The PCG said seven more similar buoys are due to be installed in the area this year.

The Philippine government lodged a full territorial claim over the then Benham Rise with the United Nations Commission on the Limits of the Continental Shelf in 2009. The claim was approved by the commission three years later.

In May 2017, President Duterte renamed the Benham Rise to Philippine Rise. Two months before that, Chinese survey ships were sighted by the military in the area, prompting the defense department to order the Navy to drive those ships away.

“They are just a mere hazard to navigation equipment.
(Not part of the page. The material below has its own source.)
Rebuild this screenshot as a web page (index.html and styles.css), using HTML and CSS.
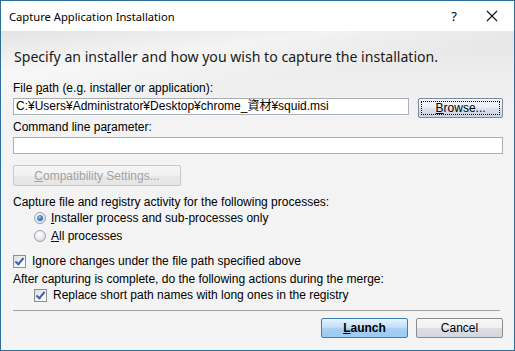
FILE: index.html
```html
<!DOCTYPE html>
<html lang="en">
<head>
    <meta charset="UTF-8">
    <title>Capture Application Installation</title>
    <link rel="stylesheet" href="styles.css">
</head>
<body>
    <div class="window">
        <div class="titlebar">
            <span class="title">Capture Application Installation</span>
            <span class="help">?</span>
            <span class="close">
                <svg width="12" height="12" viewBox="0 0 12 12">
                    <path d="M1 1 L11 11 M11 1 L1 11" stroke="#111" stroke-width="1.1" fill="none"/>
                </svg>
            </span>
        </div>

        <div class="content">
            <h1>Specify an installer and how you wish to capture the installation.</h1>

            <div class="label first">File <u>p</u>ath (e.g. installer or application):</div>
            <div class="path-row">
                <div class="textbox path">C:¥Users¥Administrator¥Desktop¥chrome_資材¥squid.msi</div>
                <button class="btn browse"><span class="focus"><u>B</u>rowse...</span></button>
            </div>

            <div class="label cmd">Command line pa<u>r</u>ameter:</div>
            <div class="textbox cmd-box"></div>

            <button class="btn compat" disabled><u>C</u>ompatibility Settings...</button>

            <div class="label capture">Capture file and registry activity for the following processes:</div>
            <div class="option indent">
                <span class="radio checked"></span>
                <span><u>I</u>nstaller process and sub-processes only</span>
            </div>
            <div class="option indent">
                <span class="radio"></span>
                <span><u>A</u>ll processes</span>
            </div>

            <div class="option ignore">
                <span class="check"></span>
                <span>I<u>g</u>nore changes under the file path specified above</span>
            </div>
            <div class="label after">After capturing is complete, do the following actions during the merge:</div>
            <div class="option indent">
                <span class="check"></span>
                <span>Replace short path names with long ones in the registry</span>
            </div>

            <div class="separator"></div>

            <div class="footer">
                <button class="btn launch"><u>L</u>aunch</button>
                <button class="btn cancel">Cancel</button>
            </div>
        </div>
    </div>
</body>
</html>
```

FILE: styles.css
```css
body {
    margin: 0;
    padding: 0;
    background-color: #fff;
}

.window {
    width: 515px;
    height: 351px;
    box-sizing: border-box;
    border: 1px solid #2d6e9e;
    display: flex;
    flex-direction: column;
    overflow: hidden;
}

.titlebar {
    height: 30px;
    flex: none;
    background-color: #fff;
    display: flex;
    align-items: center;
    font-family: "Noto Sans", sans-serif;
    font-size: 11.2px;
    color: #000;
}

.title {
    margin-left: 8px;
    flex: 1;
}

.help {
    width: 20px;
    text-align: center;
    font-size: 13px;
    margin-right: 22px;
}

.close {
    width: 14px;
    display: flex;
    margin-right: 14px;
}

.content {
    flex: 1;
    padding: 0 11px 0 12px;
    background:
        linear-gradient(172deg, rgba(255,255,255,0) 0%, rgba(255,255,255,0.55) 12%, rgba(255,255,255,0) 22%),
        linear-gradient(180deg, #e3e3e3 0px, #ededed 40px, #f3f3f3 90px, #f4f4f4 100%);
    font-family: "Liberation Sans", "Noto Sans CJK JP", sans-serif;
    font-size: 12px;
    color: #000;
    display: flex;
    flex-direction: column;
}

h1 {
    margin: 16px 0 0 1px;
    height: 20px;
    line-height: 20px;
    font-family: "Noto Sans", sans-serif;
    font-size: 14.1px;
    font-weight: normal;
    color: #1a1a1a;
}

.label {
    height: 15px;
    line-height: 15px;
    white-space: nowrap;
}

.label.first {
    margin-top: 14px;
}

.path-row {
    margin-top: 2px;
    display: flex;
    align-items: flex-start;
}

.textbox {
    height: 17px;
    box-sizing: border-box;
    border: 1px solid #a9b3c0;
    border-top-color: #abadb3;
    background-color: #fff;
    line-height: 15px;
    padding-left: 2px;
    white-space: nowrap;
    overflow: hidden;
}

.path {
    width: 397px;
}

.btn {
    box-sizing: border-box;
    border: 1px solid #8c8c8c;
    border-radius: 2px;
    background: linear-gradient(180deg, #f2f2f2 0%, #ebebeb 48%, #dddddd 52%, #cfcfcf 100%);
    font-family: "Liberation Sans", sans-serif;
    font-size: 12px;
    color: #000;
    padding: 0;
    cursor: default;
}

.browse {
    margin-left: 9px;
    width: 85px;
    height: 20px;
    padding: 2px;
    border-color: #7a8ba0;
    background: linear-gradient(180deg, #f4f6f8 0%, #edf0f4 45%, #d9e0ea 55%, #ccd5e2 100%);
}

.browse .focus {
    display: block;
    height: 100%;
    box-sizing: border-box;
    border: 1px dotted #000;
    line-height: 13px;
}

.label.cmd {
    margin-top: 1px;
    height: 16px;
    line-height: 16px;
}

.cmd-box {
    margin-top: 2px;
    width: 490px;
}

.compat {
    margin-top: 11px;
    width: 168px;
    height: 21px;
    color: #a2a2a2;
    border-color: #c8c8c8;
    background: linear-gradient(180deg, #f6f6f6 0%, #f1f1f1 50%, #e9e9e9 51%, #e6e6e6 100%);
}

.label.capture {
    margin-top: 9px;
    height: 14px;
    line-height: 14px;
}

.option {
    display: flex;
    align-items: center;
    height: 18px;
    white-space: nowrap;
}

.indent {
    padding-left: 21px;
}

.radio {
    width: 12px;
    height: 12px;
    border-radius: 50%;
    border: 1px solid #9aa2ab;
    box-sizing: border-box;
    background: radial-gradient(circle at 40% 35%, #ffffff 0%, #e9ebee 50%, #c9ced4 100%);
    margin-right: 5px;
    position: relative;
}

.radio.checked::after {
    content: "";
    position: absolute;
    left: 2px;
    top: 2px;
    width: 6px;
    height: 6px;
    border-radius: 50%;
    background: radial-gradient(circle at 40% 35%, #9cc0ee 0%, #2a5fae 70%, #1d3f80 100%);
}

.option.ignore {
    margin-top: 8px;
    height: 16px;
}

.check {
    width: 13px;
    height: 13px;
    box-sizing: border-box;
    border: 1px solid #8e8f8f;
    background: linear-gradient(135deg, #dcdcdc 0%, #f5f5f5 60%, #ffffff 100%);
    margin-right: 6px;
    position: relative;
}

.check::after {
    content: "";
    position: absolute;
    left: 3px;
    top: 0px;
    width: 3px;
    height: 7px;
    border: solid #3a62b3;
    border-width: 0 2px 2px 0;
    transform: rotate(40deg);
}

.label.after {
    margin-top: 2px;
    height: 16px;
    line-height: 16px;
}

.after + .option {
    height: 16px;
}

.separator {
    margin-top: 7px;
    height: 1px;
    width: 487px;
    background-color: #a0a0a0;
}

.footer {
    margin-top: 7px;
    display: flex;
    justify-content: flex-end;
    gap: 8px;
}

.launch {
    width: 87px;
    height: 20px;
    font-weight: bold;
    border-color: #3c7fb1;
    background: linear-gradient(180deg, #e5f2fc 0%, #c4e0f8 45%, #a6cff3 55%, #9ccaf1 100%);
}

.cancel {
    width: 87px;
    height: 20px;
    border-color: #8c8c8c;
    background: linear-gradient(180deg, #f7f7f7 0%, #f0f0f0 50%, #dcdee3 51%, #d4d7dd 100%);
}
```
But the good thing is they symbolize the authority of the coast state, the Philippines, over that water,” PCG spokesman Commodore Armand Balilo said in a phone interview.

In a statement, the PCG quoted Ursabia as saying the presence of the buoys “communicates that said vicinity waters is considered a special protected zone.

“Hence, mining and oil exploration are strictly prohibited to preserve its rich natural resources,” the statement added.

The buoys are equipped with modern marine aids to navigation lanterns, specialized mooring systems, and a remote monitoring system that uses satellite technology to transmit data to the PCG headquarters in Manila.

In May 2018, the AFP’s Northern Luzon Command announced it cast the first buoy in the area to mark the first year anniversary of its renaming to Philippine Rise. A flag marker was also laid at the shallowest part, which is about 50 meters deep.